# START OF Records for the exercise
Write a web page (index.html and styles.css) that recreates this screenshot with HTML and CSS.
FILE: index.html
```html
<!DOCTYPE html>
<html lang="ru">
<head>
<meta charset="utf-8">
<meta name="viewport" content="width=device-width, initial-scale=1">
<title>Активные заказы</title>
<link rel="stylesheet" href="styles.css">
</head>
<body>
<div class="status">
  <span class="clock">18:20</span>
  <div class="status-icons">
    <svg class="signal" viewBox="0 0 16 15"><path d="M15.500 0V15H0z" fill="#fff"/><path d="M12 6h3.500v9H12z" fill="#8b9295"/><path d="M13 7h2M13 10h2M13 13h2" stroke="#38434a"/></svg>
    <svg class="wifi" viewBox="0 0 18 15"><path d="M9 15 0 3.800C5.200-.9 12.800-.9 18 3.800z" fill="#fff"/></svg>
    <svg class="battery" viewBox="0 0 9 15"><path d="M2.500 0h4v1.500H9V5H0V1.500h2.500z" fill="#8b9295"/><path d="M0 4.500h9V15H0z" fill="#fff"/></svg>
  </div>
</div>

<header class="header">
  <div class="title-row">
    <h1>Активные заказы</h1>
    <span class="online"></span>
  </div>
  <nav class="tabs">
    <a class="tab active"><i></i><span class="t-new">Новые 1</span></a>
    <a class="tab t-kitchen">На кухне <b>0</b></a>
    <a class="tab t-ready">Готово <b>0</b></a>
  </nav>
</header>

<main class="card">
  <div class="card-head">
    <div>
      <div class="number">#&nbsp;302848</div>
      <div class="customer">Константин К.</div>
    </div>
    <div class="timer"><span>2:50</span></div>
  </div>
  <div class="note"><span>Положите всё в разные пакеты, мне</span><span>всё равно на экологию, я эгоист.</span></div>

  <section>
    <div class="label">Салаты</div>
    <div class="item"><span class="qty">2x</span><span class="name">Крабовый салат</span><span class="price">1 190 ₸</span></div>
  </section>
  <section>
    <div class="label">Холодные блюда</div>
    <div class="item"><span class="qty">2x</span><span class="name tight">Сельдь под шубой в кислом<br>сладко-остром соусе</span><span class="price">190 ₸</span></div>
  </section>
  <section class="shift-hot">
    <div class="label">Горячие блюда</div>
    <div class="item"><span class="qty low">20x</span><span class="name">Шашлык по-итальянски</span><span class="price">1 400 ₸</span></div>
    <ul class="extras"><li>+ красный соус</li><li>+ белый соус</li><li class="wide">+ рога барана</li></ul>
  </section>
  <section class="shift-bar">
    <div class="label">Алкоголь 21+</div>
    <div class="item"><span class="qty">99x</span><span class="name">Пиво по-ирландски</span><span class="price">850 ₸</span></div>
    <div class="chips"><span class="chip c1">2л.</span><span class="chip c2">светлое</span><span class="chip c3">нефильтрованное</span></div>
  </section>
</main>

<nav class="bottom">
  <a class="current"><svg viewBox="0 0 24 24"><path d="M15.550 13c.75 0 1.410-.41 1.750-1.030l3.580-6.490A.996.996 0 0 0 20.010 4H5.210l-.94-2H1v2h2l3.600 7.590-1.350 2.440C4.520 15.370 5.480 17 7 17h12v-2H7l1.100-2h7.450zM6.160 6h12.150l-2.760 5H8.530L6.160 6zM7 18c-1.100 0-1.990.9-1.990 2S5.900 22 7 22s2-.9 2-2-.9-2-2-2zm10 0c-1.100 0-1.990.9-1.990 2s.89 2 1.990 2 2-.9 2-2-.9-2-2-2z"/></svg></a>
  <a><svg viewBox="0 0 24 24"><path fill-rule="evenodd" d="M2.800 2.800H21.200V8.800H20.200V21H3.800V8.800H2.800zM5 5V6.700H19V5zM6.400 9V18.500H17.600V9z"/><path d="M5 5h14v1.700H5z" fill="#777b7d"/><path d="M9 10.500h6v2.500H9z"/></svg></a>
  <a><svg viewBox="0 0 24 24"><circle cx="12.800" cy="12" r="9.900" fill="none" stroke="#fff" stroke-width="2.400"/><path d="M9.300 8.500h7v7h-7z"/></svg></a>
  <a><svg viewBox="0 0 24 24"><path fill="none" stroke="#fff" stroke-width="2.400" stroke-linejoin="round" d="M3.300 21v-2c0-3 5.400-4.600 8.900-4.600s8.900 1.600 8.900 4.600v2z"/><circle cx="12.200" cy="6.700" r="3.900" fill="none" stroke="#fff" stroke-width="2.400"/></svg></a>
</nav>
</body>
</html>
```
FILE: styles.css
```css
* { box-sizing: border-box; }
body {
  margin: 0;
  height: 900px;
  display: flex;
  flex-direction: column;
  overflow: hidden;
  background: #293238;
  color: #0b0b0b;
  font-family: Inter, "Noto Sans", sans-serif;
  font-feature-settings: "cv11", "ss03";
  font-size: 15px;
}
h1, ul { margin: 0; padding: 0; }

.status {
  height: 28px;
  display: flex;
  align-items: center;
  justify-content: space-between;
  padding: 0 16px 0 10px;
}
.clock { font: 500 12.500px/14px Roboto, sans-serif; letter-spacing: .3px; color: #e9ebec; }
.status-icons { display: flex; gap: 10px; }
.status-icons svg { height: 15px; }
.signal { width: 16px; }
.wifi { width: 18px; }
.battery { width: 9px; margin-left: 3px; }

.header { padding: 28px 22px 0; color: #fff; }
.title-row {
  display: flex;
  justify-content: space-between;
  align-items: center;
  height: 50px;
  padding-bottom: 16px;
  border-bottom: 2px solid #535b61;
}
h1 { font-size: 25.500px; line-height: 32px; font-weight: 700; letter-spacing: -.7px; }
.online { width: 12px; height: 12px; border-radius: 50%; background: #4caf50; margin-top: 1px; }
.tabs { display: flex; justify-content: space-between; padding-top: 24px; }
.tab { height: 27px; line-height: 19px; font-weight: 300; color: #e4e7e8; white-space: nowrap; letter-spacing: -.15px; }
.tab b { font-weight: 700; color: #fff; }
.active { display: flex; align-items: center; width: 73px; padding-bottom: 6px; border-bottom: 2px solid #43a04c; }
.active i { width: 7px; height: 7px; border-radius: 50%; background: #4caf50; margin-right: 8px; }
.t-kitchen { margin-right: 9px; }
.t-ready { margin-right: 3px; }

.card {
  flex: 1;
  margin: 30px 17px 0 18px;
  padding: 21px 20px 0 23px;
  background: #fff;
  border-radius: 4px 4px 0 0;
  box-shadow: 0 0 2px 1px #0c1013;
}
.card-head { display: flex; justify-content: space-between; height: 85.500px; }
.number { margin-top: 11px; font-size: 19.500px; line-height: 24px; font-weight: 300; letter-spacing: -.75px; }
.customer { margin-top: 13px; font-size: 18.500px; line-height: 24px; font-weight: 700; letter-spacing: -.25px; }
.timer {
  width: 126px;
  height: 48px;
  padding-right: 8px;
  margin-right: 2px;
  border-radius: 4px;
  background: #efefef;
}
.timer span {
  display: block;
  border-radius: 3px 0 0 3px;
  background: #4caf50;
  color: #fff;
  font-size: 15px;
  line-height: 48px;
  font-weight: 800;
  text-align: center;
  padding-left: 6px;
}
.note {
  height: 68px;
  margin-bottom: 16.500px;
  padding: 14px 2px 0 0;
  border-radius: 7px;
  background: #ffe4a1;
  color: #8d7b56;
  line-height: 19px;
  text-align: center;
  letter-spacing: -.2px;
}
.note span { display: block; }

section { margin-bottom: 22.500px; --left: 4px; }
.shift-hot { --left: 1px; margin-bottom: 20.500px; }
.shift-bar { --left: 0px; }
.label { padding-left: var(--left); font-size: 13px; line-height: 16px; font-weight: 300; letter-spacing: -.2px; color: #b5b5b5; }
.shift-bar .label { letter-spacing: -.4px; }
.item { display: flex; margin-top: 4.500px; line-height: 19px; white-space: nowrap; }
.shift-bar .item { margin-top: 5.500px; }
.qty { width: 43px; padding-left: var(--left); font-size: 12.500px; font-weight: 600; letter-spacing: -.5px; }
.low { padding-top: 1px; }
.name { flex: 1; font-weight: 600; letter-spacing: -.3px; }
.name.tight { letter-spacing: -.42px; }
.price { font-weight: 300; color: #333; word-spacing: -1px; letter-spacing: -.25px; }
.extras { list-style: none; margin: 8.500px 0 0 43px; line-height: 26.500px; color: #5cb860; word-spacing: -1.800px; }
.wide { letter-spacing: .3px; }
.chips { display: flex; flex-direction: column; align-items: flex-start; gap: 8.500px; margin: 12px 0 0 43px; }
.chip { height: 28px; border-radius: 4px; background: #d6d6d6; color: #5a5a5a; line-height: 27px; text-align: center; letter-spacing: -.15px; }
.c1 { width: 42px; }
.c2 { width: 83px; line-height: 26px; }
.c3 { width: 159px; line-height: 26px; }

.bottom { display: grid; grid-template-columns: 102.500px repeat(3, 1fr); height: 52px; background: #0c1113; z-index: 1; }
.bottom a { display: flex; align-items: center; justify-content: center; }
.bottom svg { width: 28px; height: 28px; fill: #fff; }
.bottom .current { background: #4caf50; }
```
# END OF Records for the exercise
# START OF Records for the exercise
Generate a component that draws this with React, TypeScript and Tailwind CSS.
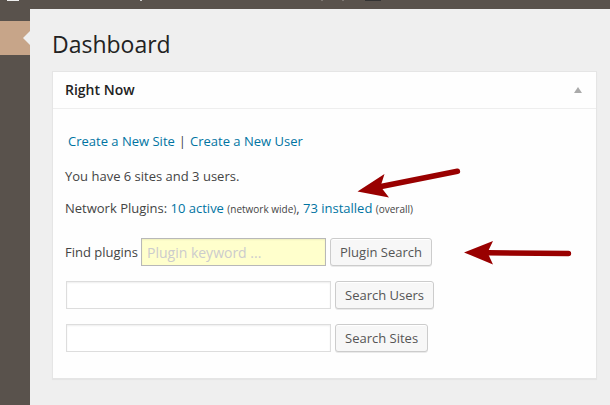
# END OF Records for the exercise
What you will do
Find each line holding "with". Copy it out.

Exercise result
Write a web page (index.html and styles.css) that recreates this screenshot with HTML and CSS.
Generate a component that draws this with React, TypeScript and Tailwind CSS.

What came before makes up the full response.